The task
Transcribe the whole listing below without changing a word, but leave out every image.

Data excerpt

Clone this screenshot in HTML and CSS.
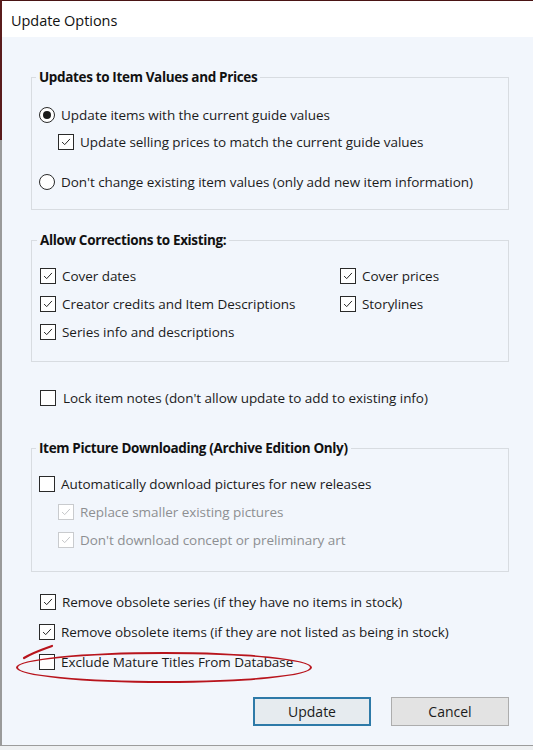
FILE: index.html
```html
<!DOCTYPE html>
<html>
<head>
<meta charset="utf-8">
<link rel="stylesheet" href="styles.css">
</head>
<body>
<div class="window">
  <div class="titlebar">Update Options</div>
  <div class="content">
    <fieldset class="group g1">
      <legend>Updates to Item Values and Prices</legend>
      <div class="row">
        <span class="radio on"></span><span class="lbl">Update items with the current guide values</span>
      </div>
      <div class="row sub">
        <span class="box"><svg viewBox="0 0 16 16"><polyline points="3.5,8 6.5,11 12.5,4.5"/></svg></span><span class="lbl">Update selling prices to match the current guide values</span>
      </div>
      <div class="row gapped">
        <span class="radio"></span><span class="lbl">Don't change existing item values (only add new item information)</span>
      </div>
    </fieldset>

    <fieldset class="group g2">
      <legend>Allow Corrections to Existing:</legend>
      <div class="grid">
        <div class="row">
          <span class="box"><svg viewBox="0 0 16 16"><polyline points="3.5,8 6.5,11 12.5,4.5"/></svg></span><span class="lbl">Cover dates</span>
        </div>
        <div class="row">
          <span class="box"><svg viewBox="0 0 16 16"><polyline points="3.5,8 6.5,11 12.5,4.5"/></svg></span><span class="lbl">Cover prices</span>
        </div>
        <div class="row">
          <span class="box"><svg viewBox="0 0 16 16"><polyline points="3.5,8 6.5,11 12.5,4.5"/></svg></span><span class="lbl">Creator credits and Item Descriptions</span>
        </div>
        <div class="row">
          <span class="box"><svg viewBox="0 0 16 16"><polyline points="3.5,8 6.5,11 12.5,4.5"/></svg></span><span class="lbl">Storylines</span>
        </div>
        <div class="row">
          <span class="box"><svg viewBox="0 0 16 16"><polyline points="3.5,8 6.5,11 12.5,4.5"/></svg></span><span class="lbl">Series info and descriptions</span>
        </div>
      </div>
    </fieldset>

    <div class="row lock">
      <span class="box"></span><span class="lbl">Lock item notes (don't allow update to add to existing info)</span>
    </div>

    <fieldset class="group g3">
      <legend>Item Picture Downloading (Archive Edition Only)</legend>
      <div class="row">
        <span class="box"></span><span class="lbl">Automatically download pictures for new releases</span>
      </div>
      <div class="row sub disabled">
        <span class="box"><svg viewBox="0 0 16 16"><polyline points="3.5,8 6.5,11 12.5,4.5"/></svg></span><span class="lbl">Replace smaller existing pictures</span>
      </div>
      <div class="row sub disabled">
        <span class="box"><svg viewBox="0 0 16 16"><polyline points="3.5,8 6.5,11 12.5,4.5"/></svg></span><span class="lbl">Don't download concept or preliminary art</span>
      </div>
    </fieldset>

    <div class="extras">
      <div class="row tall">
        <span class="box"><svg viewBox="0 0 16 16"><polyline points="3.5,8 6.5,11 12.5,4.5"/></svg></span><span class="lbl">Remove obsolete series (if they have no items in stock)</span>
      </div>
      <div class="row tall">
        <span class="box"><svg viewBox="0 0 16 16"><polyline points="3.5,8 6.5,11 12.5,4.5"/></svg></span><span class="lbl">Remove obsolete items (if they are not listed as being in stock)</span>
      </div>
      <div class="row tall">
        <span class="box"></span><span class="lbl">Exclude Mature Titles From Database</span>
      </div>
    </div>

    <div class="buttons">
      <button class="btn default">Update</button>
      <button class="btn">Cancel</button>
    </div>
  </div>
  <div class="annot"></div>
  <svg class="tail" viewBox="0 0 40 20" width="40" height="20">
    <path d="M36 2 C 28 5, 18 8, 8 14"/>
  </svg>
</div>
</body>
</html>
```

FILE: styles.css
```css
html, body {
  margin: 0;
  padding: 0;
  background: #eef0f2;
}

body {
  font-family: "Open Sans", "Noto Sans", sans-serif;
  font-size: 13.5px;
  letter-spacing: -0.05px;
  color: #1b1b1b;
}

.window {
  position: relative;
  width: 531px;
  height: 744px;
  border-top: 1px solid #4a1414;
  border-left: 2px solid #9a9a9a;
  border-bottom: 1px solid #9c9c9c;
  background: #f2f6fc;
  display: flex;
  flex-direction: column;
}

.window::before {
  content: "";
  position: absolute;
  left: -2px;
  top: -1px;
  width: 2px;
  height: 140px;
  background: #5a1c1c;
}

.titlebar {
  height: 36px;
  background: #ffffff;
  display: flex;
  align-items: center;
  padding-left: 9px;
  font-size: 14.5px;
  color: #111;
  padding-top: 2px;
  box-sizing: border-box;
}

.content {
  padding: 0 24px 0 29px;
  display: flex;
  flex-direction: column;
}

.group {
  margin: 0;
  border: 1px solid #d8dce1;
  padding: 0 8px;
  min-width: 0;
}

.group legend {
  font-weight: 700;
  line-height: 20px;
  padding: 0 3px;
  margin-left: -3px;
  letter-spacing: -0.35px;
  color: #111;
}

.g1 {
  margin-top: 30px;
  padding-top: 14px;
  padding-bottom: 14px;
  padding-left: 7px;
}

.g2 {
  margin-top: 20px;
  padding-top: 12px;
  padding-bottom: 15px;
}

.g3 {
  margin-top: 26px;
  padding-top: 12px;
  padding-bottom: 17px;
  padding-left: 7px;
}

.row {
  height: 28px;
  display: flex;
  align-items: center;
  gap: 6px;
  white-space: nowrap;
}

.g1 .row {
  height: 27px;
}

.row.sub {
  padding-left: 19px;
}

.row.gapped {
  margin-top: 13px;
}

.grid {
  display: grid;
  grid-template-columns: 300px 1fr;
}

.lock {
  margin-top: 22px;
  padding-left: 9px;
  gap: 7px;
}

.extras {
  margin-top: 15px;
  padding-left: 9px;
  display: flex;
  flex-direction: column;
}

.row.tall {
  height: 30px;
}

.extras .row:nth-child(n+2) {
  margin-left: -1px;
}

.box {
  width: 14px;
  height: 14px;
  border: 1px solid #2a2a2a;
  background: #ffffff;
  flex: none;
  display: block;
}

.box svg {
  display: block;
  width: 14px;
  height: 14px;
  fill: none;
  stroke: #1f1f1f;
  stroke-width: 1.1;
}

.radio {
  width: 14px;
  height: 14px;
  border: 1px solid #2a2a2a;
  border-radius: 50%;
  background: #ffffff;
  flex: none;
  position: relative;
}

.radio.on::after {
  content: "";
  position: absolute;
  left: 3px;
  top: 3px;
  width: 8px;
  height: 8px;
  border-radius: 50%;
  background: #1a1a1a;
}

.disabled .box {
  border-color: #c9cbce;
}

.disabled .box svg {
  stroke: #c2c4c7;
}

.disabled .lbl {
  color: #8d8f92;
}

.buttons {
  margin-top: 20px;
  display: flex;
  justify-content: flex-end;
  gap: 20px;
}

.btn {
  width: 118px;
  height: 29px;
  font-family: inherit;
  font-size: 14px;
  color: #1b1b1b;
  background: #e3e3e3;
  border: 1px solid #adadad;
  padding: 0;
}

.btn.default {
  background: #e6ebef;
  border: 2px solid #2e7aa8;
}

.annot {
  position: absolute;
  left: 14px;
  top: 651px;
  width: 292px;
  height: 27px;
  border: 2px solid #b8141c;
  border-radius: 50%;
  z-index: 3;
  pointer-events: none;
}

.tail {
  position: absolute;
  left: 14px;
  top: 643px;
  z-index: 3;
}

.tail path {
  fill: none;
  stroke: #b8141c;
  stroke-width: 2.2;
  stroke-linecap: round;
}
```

The response
Clone this screenshot in HTML and CSS.
FILE: index.html
```html
<!DOCTYPE html>
<html>
<head>
<meta charset="utf-8">
<link rel="stylesheet" href="styles.css">
</head>
<body>
<div class="window">
  <div class="titlebar">Update Options</div>
  <div class="content">
    <fieldset class="group g1">
      <legend>Updates to Item Values and Prices</legend>
      <div class="row">
        <span class="radio on"></span><span class="lbl">Update items with the current guide values</span>
      </div>
      <div class="row sub">
        <span class="box"><svg viewBox="0 0 16 16"><polyline points="3.5,8 6.5,11 12.5,4.5"/></svg></span><span class="lbl">Update selling prices to match the current guide values</span>
      </div>
      <div class="row gapped">
        <span class="radio"></span><span class="lbl">Don't change existing item values (only add new item information)</span>
      </div>
    </fieldset>

    <fieldset class="group g2">
      <legend>Allow Corrections to Existing:</legend>
      <div class="grid">
        <div class="row">
          <span class="box"><svg viewBox="0 0 16 16"><polyline points="3.5,8 6.5,11 12.5,4.5"/></svg></span><span class="lbl">Cover dates</span>
        </div>
        <div class="row">
          <span class="box"><svg viewBox="0 0 16 16"><polyline points="3.5,8 6.5,11 12.5,4.5"/></svg></span><span class="lbl">Cover prices</span>
        </div>
        <div class="row">
          <span class="box"><svg viewBox="0 0 16 16"><polyline points="3.5,8 6.5,11 12.5,4.5"/></svg></span><span class="lbl">Creator credits and Item Descriptions</span>
        </div>
        <div class="row">
          <span class="box"><svg viewBox="0 0 16 16"><polyline points="3.5,8 6.5,11 12.5,4.5"/></svg></span><span class="lbl">Storylines</span>
        </div>
        <div class="row">
          <span class="box"><svg viewBox="0 0 16 16"><polyline points="3.5,8 6.5,11 12.5,4.5"/></svg></span><span class="lbl">Series info and descriptions</span>
        </div>
      </div>
    </fieldset>

    <div class="row lock">
      <span class="box"></span><span class="lbl">Lock item notes (don't allow update to add to existing info)</span>
    </div>

    <fieldset class="group g3">
      <legend>Item Picture Downloading (Archive Edition Only)</legend>
      <div class="row">
        <span class="box"></span><span class="lbl">Automatically download pictures for new releases</span>
      </div>
      <div class="row sub disabled">
        <span class="box"><svg viewBox="0 0 16 16"><polyline points="3.5,8 6.5,11 12.5,4.5"/></svg></span><span class="lbl">Replace smaller existing pictures</span>
      </div>
      <div class="row sub disabled">
        <span class="box"><svg viewBox="0 0 16 16"><polyline points="3.5,8 6.5,11 12.5,4.5"/></svg></span><span class="lbl">Don't download concept or preliminary art</span>
      </div>
    </fieldset>

    <div class="extras">
      <div class="row tall">
        <span class="box"><svg viewBox="0 0 16 16"><polyline points="3.5,8 6.5,11 12.5,4.5"/></svg></span><span class="lbl">Remove obsolete series (if they have no items in stock)</span>
      </div>
      <div class="row tall">
        <span class="box"><svg viewBox="0 0 16 16"><polyline points="3.5,8 6.5,11 12.5,4.5"/></svg></span><span class="lbl">Remove obsolete items (if they are not listed as being in stock)</span>
      </div>
      <div class="row tall">
        <span class="box"></span><span class="lbl">Exclude Mature Titles From Database</span>
      </div>
    </div>

    <div class="buttons">
      <button class="btn default">Update</button>
      <button class="btn">Cancel</button>
    </div>
  </div>
  <div class="annot"></div>
  <svg class="tail" viewBox="0 0 40 20" width="40" height="20">
    <path d="M36 2 C 28 5, 18 8, 8 14"/>
  </svg>
</div>
</body>
</html>
```

FILE: styles.css
```css
html, body {
  margin: 0;
  padding: 0;
  background: #eef0f2;
}

body {
  font-family: "Open Sans", "Noto Sans", sans-serif;
  font-size: 13.5px;
  letter-spacing: -0.05px;
  color: #1b1b1b;
}

.window {
  position: relative;
  width: 531px;
  height: 744px;
  border-top: 1px solid #4a1414;
  border-left: 2px solid #9a9a9a;
  border-bottom: 1px solid #9c9c9c;
  background: #f2f6fc;
  display: flex;
  flex-direction: column;
}

.window::before {
  content: "";
  position: absolute;
  left: -2px;
  top: -1px;
  width: 2px;
  height: 140px;
  background: #5a1c1c;
}

.titlebar {
  height: 36px;
  background: #ffffff;
  display: flex;
  align-items: center;
  padding-left: 9px;
  font-size: 14.5px;
  color: #111;
  padding-top: 2px;
  box-sizing: border-box;
}

.content {
  padding: 0 24px 0 29px;
  display: flex;
  flex-direction: column;
}

.group {
  margin: 0;
  border: 1px solid #d8dce1;
  padding: 0 8px;
  min-width: 0;
}

.group legend {
  font-weight: 700;
  line-height: 20px;
  padding: 0 3px;
  margin-left: -3px;
  letter-spacing: -0.35px;
  color: #111;
}

.g1 {
  margin-top: 30px;
  padding-top: 14px;
  padding-bottom: 14px;
  padding-left: 7px;
}

.g2 {
  margin-top: 20px;
  padding-top: 12px;
  padding-bottom: 15px;
}

.g3 {
  margin-top: 26px;
  padding-top: 12px;
  padding-bottom: 17px;
  padding-left: 7px;
}

.row {
  height: 28px;
  display: flex;
  align-items: center;
  gap: 6px;
  white-space: nowrap;
}

.g1 .row {
  height: 27px;
}

.row.sub {
  padding-left: 19px;
}

.row.gapped {
  margin-top: 13px;
}

.grid {
  display: grid;
  grid-template-columns: 300px 1fr;
}

.lock {
  margin-top: 22px;
  padding-left: 9px;
  gap: 7px;
}

.extras {
  margin-top: 15px;
  padding-left: 9px;
  display: flex;
  flex-direction: column;
}

.row.tall {
  height: 30px;
}

.extras .row:nth-child(n+2) {
  margin-left: -1px;
}

.box {
  width: 14px;
  height: 14px;
  border: 1px solid #2a2a2a;
  background: #ffffff;
  flex: none;
  display: block;
}

.box svg {
  display: block;
  width: 14px;
  height: 14px;
  fill: none;
  stroke: #1f1f1f;
  stroke-width: 1.1;
}

.radio {
  width: 14px;
  height: 14px;
  border: 1px solid #2a2a2a;
  border-radius: 50%;
  background: #ffffff;
  flex: none;
  position: relative;
}

.radio.on::after {
  content: "";
  position: absolute;
  left: 3px;
  top: 3px;
  width: 8px;
  height: 8px;
  border-radius: 50%;
  background: #1a1a1a;
}

.disabled .box {
  border-color: #c9cbce;
}

.disabled .box svg {
  stroke: #c2c4c7;
}

.disabled .lbl {
  color: #8d8f92;
}

.buttons {
  margin-top: 20px;
  display: flex;
  justify-content: flex-end;
  gap: 20px;
}

.btn {
  width: 118px;
  height: 29px;
  font-family: inherit;
  font-size: 14px;
  color: #1b1b1b;
  background: #e3e3e3;
  border: 1px solid #adadad;
  padding: 0;
}

.btn.default {
  background: #e6ebef;
  border: 2px solid #2e7aa8;
}

.annot {
  position: absolute;
  left: 14px;
  top: 651px;
  width: 292px;
  height: 27px;
  border: 2px solid #b8141c;
  border-radius: 50%;
  z-index: 3;
  pointer-events: none;
}

.tail {
  position: absolute;
  left: 14px;
  top: 643px;
  z-index: 3;
}

.tail path {
  fill: none;
  stroke: #b8141c;
  stroke-width: 2.2;
  stroke-linecap: round;
}
```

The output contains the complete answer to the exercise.